Tâchons de prospecter plus avant et de sonder le fond du problème. Pour commencer, il convient de rappeler une vérité première : la liberté n’est pas l’équivalent du champ des possibles ! Aussi bien, dans une certaine mesure, parler de limiter la liberté relève du tautologique. La liberté pleine et entière est un chemin déjà bordé de limites qui lui sont inhérentes. En prendre conscience permet de repousser le parti pris exposé supra d’une liberté d’expression libre de tous liens. Une liberté sans limite est un concept sans structure. Il ne gardera comme saveur que l’arrière-goût amer d’un idéal flétri. Bref, il est bon de voir la liberté d’expression dans son châssis, sans lequel elle n’avancera pas.

Poursuivons. Maintenant qu’il est établi qu’une liberté ne doit évoluer sans structure qui la sous-tende, il convient de s’interroger sur l’arbitre à qui l’on cède cette charge de structuration : en l’occurrence l’État. Mais l’État est-il véritablement en mesure d’assurer pareille tâche? En a-t-il seulement l’autorité ? Rappelons que l’autorité est tout autre chose que le pouvoir. Elle en est même aux parfaits antipodes étant l’art précieux de ne jamais rien avoir à imposer ou pour mieux friser l’aphorisme, l’art d’imposer en proposant. Or, démocratique, fondé sur un rapport de forces par nature volatile, l’État convainc difficilement de son autorité. Comment rendre compte sur la durée d’une censure ballotée par la houle électorale alors même que le bien et le mal ne partagent pas ce luxe ? Comment peut-on raisonnablement attendre de l’État une ligne de conduite stable et cohérente alors qu’il est lui-même en permanente évolution, jouet des éléments ? Tout indique que s’abandonner à l’État en matière de censure, c’est, en définitive, attendre d’une bouée ce qu’on attend d’une ancre un soir de tempête.

Mais alors, que faire si la censure démocratique n’a, en soi, aucune autorité en la matière ? Eh bien : commencer par remarquer qu’il en va de même pour la démocratie de façon générale.
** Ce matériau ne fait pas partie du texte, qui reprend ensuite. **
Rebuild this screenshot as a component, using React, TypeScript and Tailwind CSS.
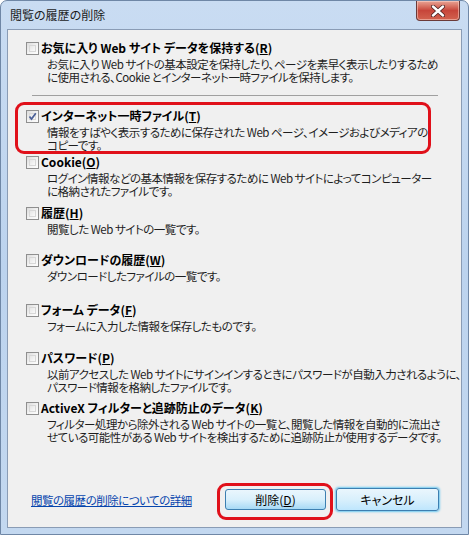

C’est une entité désincarnée, une nébuleuse éthique structurellement sans repère et sans attache. Comme pour tout en démocratie, on ne doit donc tolérer les limitations imposées par l’État à la liberté d’expression qu’au titre d’un arbitrage subtil entre attachement à la paix sociale et degré d’injustice subie. C’est le lot de notre époque.

Reconnaître qu’il n’est pas nécessairement mauvais de limiter la liberté d’expression et que, par suite logique, l’action même de censure n’est pas à rejeter en vrac est primordial, bien entendu. Mais dans la foulée, oublier de faire remarquer que l’État démocratique qui exerce cette censure n’a, dans le fond, aucune autorité quelle qu’elle soit, même théorique, c’est passer à côté d’une occasion trop rare – et pour certains savoureuse – de titiller du bout du doigt le bien-fondé du pouvoir en place.